Crinel and Roby carried on “an intimate, romantic relationship” for about 12 months, starting in September 2013, according to her lawsuit. In January, she also hired him to serve as her lawyer as she negotiated the purchase of another business.
On March 24, 2014, the couple were together at Crinel’s house “until late in the evening as their romantic relationship continued,” the lawsuit states. The next day, federal agents raided Abide’s headquarters.
In motions filed in the federal case, Crinel’s lawyers claim that Karen Wells Roby signed off on the warrants used in the search, and have suggested the judge was aware of her husband’s affair with Crinel, and may even have driven past Abide’s offices while investigators were carting out files.
After the raid, Crinel’s lawsuit says Roby told her he could continue to serve as her lawyer despite their romantic relationship, and even though his wife had approved search warrants. Crinel’s lawsuit accuses him of violation professional codes for attorneys and committing “legal malpractice.”
“Mr. Roby never informed Ms. Crinel that it was a conflict of interest for him to represent her and her company while carrying on an extramarital affair with her… or to represent her in matters related to a search warrant that was signed by his wife,” the lawsuit states.
Crinel, who had more than $1 million in assets seized by investigators during the search, seeks compensation for any losses that result from Roby’s alleged malpractice. The lawsuit names Roby’s law firm and an unnamed insurance company as co-defendants.
In court records, federal prosecutors said they weren’t aware Roby and Crinel were carrying on an affair, or even that Roby was Crinel’s lawyer, when they brought their search warrant to Judge Roby in March 2014. Investigators did tell the judge that her husband served on a charitable board with one of the targets of the investigation. Judge Roby told them she could handle the warrant so long as her husband didn’t represent the target of the warrant.
Prosecutors say they became aware of the Roby-Crinel affair after reviewing records seized during the search, but that what they found shows that Roby took pains to hide the affair from his wife.
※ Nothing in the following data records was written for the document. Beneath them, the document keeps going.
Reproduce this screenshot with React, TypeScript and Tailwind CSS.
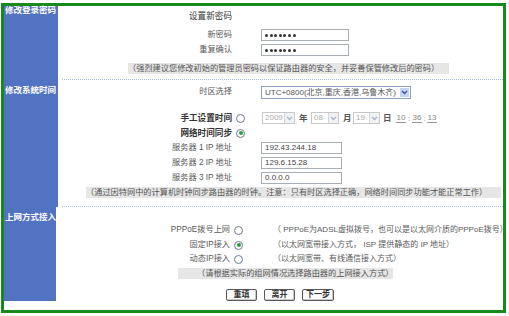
import React from "react";

function Radio({ checked }: { checked?: boolean }) {
  return (
    <span className="inline-flex h-[9px] w-[9px] items-center justify-center rounded-full border border-[#6b7a90] bg-white">
      {checked ? <span className="h-[4px] w-[4px] rounded-full bg-[#2e9b3e]" /> : null}
    </span>
  );
}

function Chevron({ color }: { color: string }) {
  return (
    <svg width="7" height="5" viewBox="0 0 7 5">
      <path d="M1 1l2.5 2.5L6 1" stroke={color} strokeWidth="1.4" fill="none" />
    </svg>
  );
}

function Row({
  label,
  radio,
  className,
  labelClass,
  children,
}: {
  label: string;
  radio?: "on" | "off";
  className?: string;
  labelClass?: string;
  children?: React.ReactNode;
}) {
  return (
    <div className={`flex h-[12px] items-center ${className ?? ""}`}>
      <span className={`w-[174px] whitespace-nowrap text-right ${labelClass ?? "text-[8.2px] text-[#5a5a5a]"}`}>{label}</span>
      <span className="flex w-[29px] pl-[4px]">{radio ? <Radio checked={radio === "on"} /> : null}</span>
      <div className="flex items-center">{children}</div>
    </div>
  );
}

function TextBox({ value, w, dots }: { value: string; w: string; dots?: boolean }) {
  return (
    <div className={`flex h-[12px] ${w} items-center border border-[#a7aeb8] bg-white pl-[3px]`}>
      {dots ? (
        <span className="flex gap-[1.6px]">
          {Array.from({ length: 7 }).map((_, i) => (
            <span key={i} className="h-[3px] w-[3px] rounded-full bg-[#333]" />
          ))}
        </span>
      ) : (
        <span className="text-[8px] leading-none text-[#444]">{value}</span>
      )}
    </div>
  );
}

function DateSelect({ value, w }: { value: string; w: string }) {
  return (
    <div className={`flex h-[12px] ${w} items-center justify-between border border-[#c8c8c8] bg-white pl-[2px]`}>
      <span className="text-[8px] leading-none text-[#aaa]">{value}</span>
      <span className="flex h-full w-[10px] items-center justify-center border-l border-[#d6d6d6] bg-[#f1f2f5]">
        <Chevron color="#a9b4c6" />
      </span>
    </div>
  );
}

function Hint({ text, className }: { text: string; className: string }) {
  return (
    <div className={`h-[11px] whitespace-nowrap bg-[#e6e6e6] text-[8.2px] leading-[11px] text-[#555] ${className}`}>
      {text}
    </div>
  );
}

function Dotted({ className }: { className: string }) {
  return <div className={`ml-[4px] h-0 border-t border-dotted border-[#a9bde0] ${className}`} />;
}

function Section({ title, top, children }: { title: string; top: string; children: React.ReactNode }) {
  return (
    <div className="flex">
      <div className={`w-[54px] shrink-0 bg-[#5273c2] pl-[1px] ${top}`}>
        <div className="whitespace-nowrap text-[8.5px] font-bold leading-[9px] text-white">{title}</div>
      </div>
      <div className="flex flex-1 flex-col">{children}</div>
    </div>
  );
}

export default function App() {
  return (
    <div className="h-[316px] w-[509px] bg-white pl-[1px] pt-[3px] font-['Liberation_Sans','Noto_Sans_CJK_SC',sans-serif]">
      <div className="flex h-[310px] w-[505px] flex-col border-[3px] border-[#178a1c] bg-white">
        <Section title="修改登录密码" top="pt-0 h-[74px]">
          <Row label="设置新密码" className="mt-[4px]" labelClass="text-[8.6px] text-[#333]" />
          <Row label="新密码" className="mt-[7px]">
            <TextBox value="" w="w-[88px]" dots />
          </Row>
          <Row label="重复确认" className="mt-[3px]">
            <TextBox value="" w="w-[88px]" dots />
          </Row>
          <Hint
            className="ml-[70px] mt-[7px] w-[321px]"
            text="（强烈建议您修改初始的管理员密码以保证路由器的安全，并妥善保管修改后的密码）"
          />
          <Dotted className="mt-[5px]" />
        </Section>

        <Section title="修改系统时间" top="pt-[6px] h-[127px]">
          <div className="mt-[6px] flex h-[13px] items-center">
            <span className="w-[174px] text-right text-[8.2px] text-[#5a5a5a]">时区选择</span>
            <span className="w-[29px]" />
            <div className="flex h-[13px] w-[150px] items-center justify-between border border-[#8ea2c4] bg-white pl-[3px]">
              <span className="whitespace-nowrap text-[8px] leading-none text-[#555]">UTC+0800(北京,重庆,香港,乌鲁木齐)</span>
              <span className="mr-[1px] flex h-[9px] w-[9px] items-center justify-center bg-[#c3d4f7]">
                <Chevron color="#3a55a0" />
              </span>
            </div>
          </div>
          <Row label="手工设置时间" radio="off" className="mt-[13px]" labelClass="text-[8.6px] font-bold text-[#333]">
            <div className="ml-[1px] flex items-center">
              <DateSelect value="2009" w="w-[33px]" />
              <span className="ml-[4px] w-[7px] text-[8.5px] font-bold leading-none text-[#555]">年</span>
              <span className="ml-[5px]">
                <DateSelect value="08" w="w-[28px]" />
              </span>
              <span className="ml-[4px] w-[7px] text-[8.5px] font-bold leading-none text-[#555]">月</span>
              <span className="ml-[3px]">
                <DateSelect value="19" w="w-[27px]" />
              </span>
              <span className="ml-[3px] w-[7px] text-[8.5px] font-bold leading-none text-[#555]">日</span>
              <span className="ml-[6px] flex items-center text-[8px] leading-[9px] text-[#888]">
                <span className="w-[10px] border-b border-[#999] text-center">10</span>
                <span className="w-[6px] text-center">:</span>
                <span className="w-[10px] border-b border-[#999] text-center">36</span>
                <span className="w-[5px] text-center">:</span>
                <span className="w-[10px] border-b border-[#999] text-center">13</span>
              </span>
            </div>
          </Row>
          <Row label="网络时间同步" radio="on" className="mt-[3px]" labelClass="text-[8.6px] font-bold text-[#333]" />
          <Row label="服务器 1 IP 地址" className="mt-[3px]">
            <TextBox value="192.43.244.18" w="w-[81px]" />
          </Row>
          <Row label="服务器 2 IP 地址" className="mt-[3px]">
            <TextBox value="129.6.15.28" w="w-[81px]" />
          </Row>
          <Row label="服务器 3 IP 地址" className="mt-[3px]">
            <TextBox value="0.0.0.0" w="w-[81px]" />
          </Row>
          <Hint
            className="ml-[28px] mt-[3px] w-[415px]"
            text="（通过因特网中的计算机时钟同步路由器的时钟。注意：只有时区选择正确，网络时间同步功能才能正常工作）"
          />
          <Dotted className="mt-[8px]" />
        </Section>

        <Section title="上网方式接入" top="pt-[6px] flex-1">
          <Row label="PPPoE拨号上网" radio="off" className="mt-[17px]">
            <span className="ml-[14px] whitespace-nowrap text-[8px] text-[#5a5a5a]">（ PPPoE为ADSL虚拟拨号，也可以是以太网介质的PPPoE拨号）</span>
          </Row>
          <Row label="固定IP接入" radio="on" className="mt-[3px]">
            <span className="ml-[14px] whitespace-nowrap text-[8px] text-[#5a5a5a]">（以太网宽带接入方式， ISP 提供静态的 IP 地址）</span>
          </Row>
          <Row label="动态IP接入" radio="off" className="mt-[2px]">
            <span className="ml-[14px] whitespace-nowrap text-[8px] text-[#5a5a5a]">（以太网宽带、有线通信接入方式）</span>
          </Row>
          <Hint className="ml-[122px] mt-[3px] w-[215px] pl-[19px]" text="（请根据实际的组网情况选择路由器的上网接入方式）" />
          <div className="ml-[170px] mt-[10px] flex gap-[7px]">
            {["重填", "离开", "下一步"].map((b) => (
              <button
                key={b}
                className="flex h-[12px] min-w-[31px] items-center justify-center rounded-[2px] border border-[#5a5a5a] bg-[#fbfbfb] px-[3px] text-[8px] font-bold leading-none text-[#333] shadow-[inset_-1px_-1px_0_#c8c8c8]"
              >
                {b}
              </button>
            ))}
          </div>
        </Section>
      </div>
    </div>
  );
}
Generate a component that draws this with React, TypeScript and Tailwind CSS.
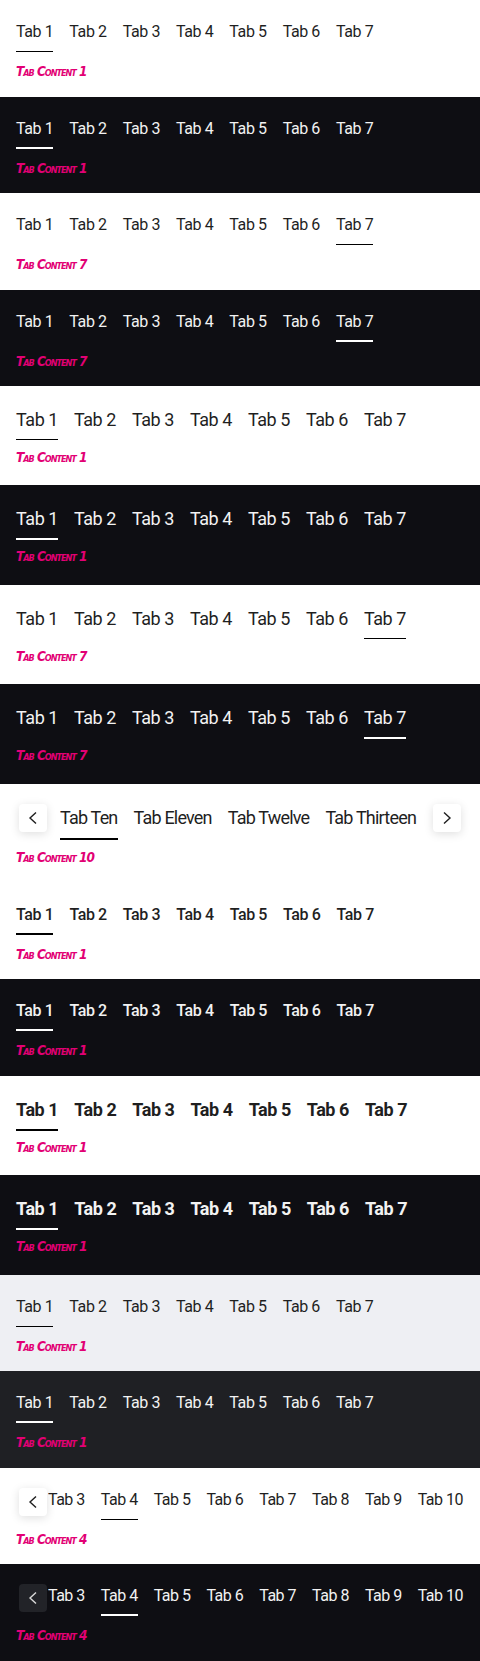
import React from "react";

type Theme = "light" | "dark" | "gray" | "darkgray";

const THEME: Record<Theme, { bg: string; text: string; line: string; dark: boolean }> = {
  light: { bg: "bg-white", text: "text-[#1f1f1f]", line: "border-black", dark: false },
  dark: { bg: "bg-[#0e0e13]", text: "text-[#f2f2f2]", line: "border-white", dark: true },
  gray: { bg: "bg-[#eeeff3]", text: "text-[#1f1f1f]", line: "border-black", dark: false },
  darkgray: { bg: "bg-[#1f2024]", text: "text-[#f2f2f2]", line: "border-white", dark: true },
};

const SEVEN = ["Tab 1", "Tab 2", "Tab 3", "Tab 4", "Tab 5", "Tab 6", "Tab 7"];

function Content({ n, mt }: { n: string; mt: string }) {
  return (
    <div
      className={`${mt} font-['Liberation_Sans_Narrow','DejaVu_Sans_Condensed',Roboto,sans-serif] text-[13.5px] leading-5 font-bold italic text-[#e20074] [font-variant-caps:small-caps] tracking-[-1px]`}
    >
      Tab Content {n}
    </div>
  );
}

function Chevron({ dir }: { dir: "left" | "right" }) {
  return (
    <svg width="28" height="28" viewBox="0 0 28 28" fill="none">
      <polyline
        points={dir === "left" ? "17,8.5 11,14 17,19.5" : "11,8.5 17,14 11,19.5"}
        stroke="currentColor"
        strokeWidth="1.4"
        strokeLinejoin="miter"
      />
    </svg>
  );
}

function ScrollButton({ dir, dark }: { dir: "left" | "right"; dark?: boolean }) {
  return (
    <div
      className={`flex h-7 w-7 shrink-0 items-center justify-center rounded-[4px] ${
        dark
          ? "bg-[#222328] text-[#d9d9d9]"
          : "bg-white text-[#1f1f1f] shadow-[0_2px_10px_rgba(0,0,0,0.13)]"
      }`}
    >
      <Chevron dir={dir} />
    </div>
  );
}

type TabStyle = { size: "sm" | "lg"; bold?: boolean; thick: boolean; pb: string; track?: string };

function TabItem({ label, selected, theme, st }: { label: string; selected: boolean; theme: Theme; st: TabStyle }) {
  const t = THEME[theme];
  const sizeCls =
    st.size === "sm"
      ? `text-[16px] leading-6 ${st.track ?? "tracking-[-0.4px]"}`
      : `text-[18px] leading-7 ${st.track ?? "tracking-[-0.45px]"}`;
  const weight = st.bold ? (st.size === "sm" ? "font-medium" : "font-bold") : "font-normal";
  const border = st.thick ? "border-b-2" : "border-b";
  return (
    <div
      className={`shrink-0 whitespace-nowrap ${sizeCls} ${weight} ${t.text} ${st.pb} ${border} ${
        selected ? t.line : "border-transparent"
      }`}
    >
      {label}
    </div>
  );
}

function Basic({
  theme,
  size,
  sel,
  bold,
}: {
  theme: Theme;
  size: "sm" | "lg";
  sel: number;
  bold?: boolean;
}) {
  const t = THEME[theme];
  const thick = t.dark || !!bold;
  let pb: string;
  let mt: string;
  if (size === "sm") {
    pb = thick ? "pb-[6px]" : "pb-[7px]";
    mt = "mt-[9px]";
  } else {
    pb = "pb-[5px]";
    mt = thick ? "mt-[6px]" : "mt-[7px]";
  }
  const st: TabStyle = { size, bold, thick, pb };
  return (
    <section className={`${t.bg} ${size === "sm" ? "h-[96.5px]" : "h-[99.4px]"} px-4 pt-5 font-[Roboto,sans-serif]`}>
      <div className="flex items-start gap-4">
        {SEVEN.map((l, i) => (
          <TabItem key={l} label={l} selected={i === sel} theme={theme} st={st} />
        ))}
      </div>
      <Content n={String(sel + 1)} mt={mt} />
    </section>
  );
}

function ScrollLarge() {
  const names = ["Tab Ten", "Tab Eleven", "Tab Twelve", "Tab Thirteen"];
  const st: TabStyle = { size: "lg", thick: true, pb: "pb-[6px]", track: "tracking-[-0.8px]" };
  return (
    <section className="h-[99.4px] bg-white px-4 pt-5 font-[Roboto,sans-serif]">
      <div className="flex items-start px-[3px]">
        <ScrollButton dir="left" />
        <div className="mx-[13px] flex min-w-0 flex-1 items-start gap-4 overflow-hidden">
          {names.map((l, i) => (
            <TabItem key={l} label={l} selected={i === 0} theme="light" st={st} />
          ))}
        </div>
        <ScrollButton dir="right" />
      </div>
      <Content n="10" mt="mt-[7px]" />
    </section>
  );
}

function ScrollSmall({ theme }: { theme: Theme }) {
  const t = THEME[theme];
  const tabs = ["Tab 3", "Tab 4", "Tab 5", "Tab 6", "Tab 7", "Tab 8", "Tab 9", "Tab 10"];
  const st: TabStyle = {
    size: "sm",
    thick: t.dark,
    pb: t.dark ? "pb-[6px]" : "pb-[7px]",
    track: "tracking-[-0.5px]",
  };
  return (
    <section className={`h-[96.5px] ${t.bg} pl-4 pt-5 font-[Roboto,sans-serif]`}>
      <div className="flex items-start pl-[3px]">
        <ScrollButton dir="left" dark={t.dark} />
        <div className="ml-px flex min-w-0 flex-1 items-start gap-4 overflow-hidden">
          {tabs.map((l, i) => (
            <TabItem key={l} label={l} selected={i === 1} theme={theme} st={st} />
          ))}
        </div>
      </div>
      <Content n="4" mt="mt-[9px]" />
    </section>
  );
}

export default function App() {
  return (
    <div className="w-[480px]">
      <Basic theme="light" size="sm" sel={0} />
      <Basic theme="dark" size="sm" sel={0} />
      <Basic theme="light" size="sm" sel={6} />
      <Basic theme="dark" size="sm" sel={6} />
      <Basic theme="light" size="lg" sel={0} />
      <Basic theme="dark" size="lg" sel={0} />
      <Basic theme="light" size="lg" sel={6} />
      <Basic theme="dark" size="lg" sel={6} />
      <ScrollLarge />
      <Basic theme="light" size="sm" sel={0} bold />
      <Basic theme="dark" size="sm" sel={0} bold />
      <Basic theme="light" size="lg" sel={0} bold />
      <Basic theme="dark" size="lg" sel={0} bold />
      <Basic theme="gray" size="sm" sel={0} />
      <Basic theme="darkgray" size="sm" sel={0} />
      <ScrollSmall theme="light" />
      <ScrollSmall theme="dark" />
    </div>
  );
}
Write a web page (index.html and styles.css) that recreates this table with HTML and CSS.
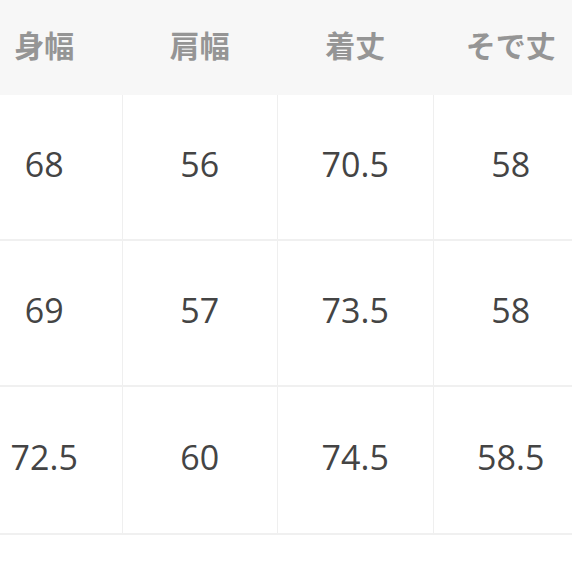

In court records, federal prosecutors refer to numerous personal emails between Crinel and Clarence Roby that “discuss an intimate relationship, Judge Roby, and many details of their physical and emotional relationship,” and that a cooperating witness told them after the search that said Crinel called Roby “her boo.”
But Roby comes off as more discreet in the exchanges, prosecutors said. In messages, Crinel complains that Roby won’t make their relationship more public, writing “we can’t stay locked up in this house,” and that she wants to go on dates even if “we have to drive to BR or Slidell sometimes.”
In the two-page message, Crinel also gripes that Roby doesn’t call her during the day or make contact with her the morning after their trysts, prosecutors said. Roby’s two-sentence reply came 12 hours later, prosecutors noted. He asked Crinel to send her messages to his personal email, not his business account.
“Nothing about this email suggests that Clarence Roby or Crinel actively flaunted their affair,” prosecutors wrote.
Crinel’s case is not the first time Judge Roby’s marriage has complicated her work on the federal bench. In 2008, Judge Roby recused herself from dozens of criminal and civil cases involving the federal government, after her husband’s client, former state Sen. Derrick Shepherd, entered a plea deal with federal prosecutors.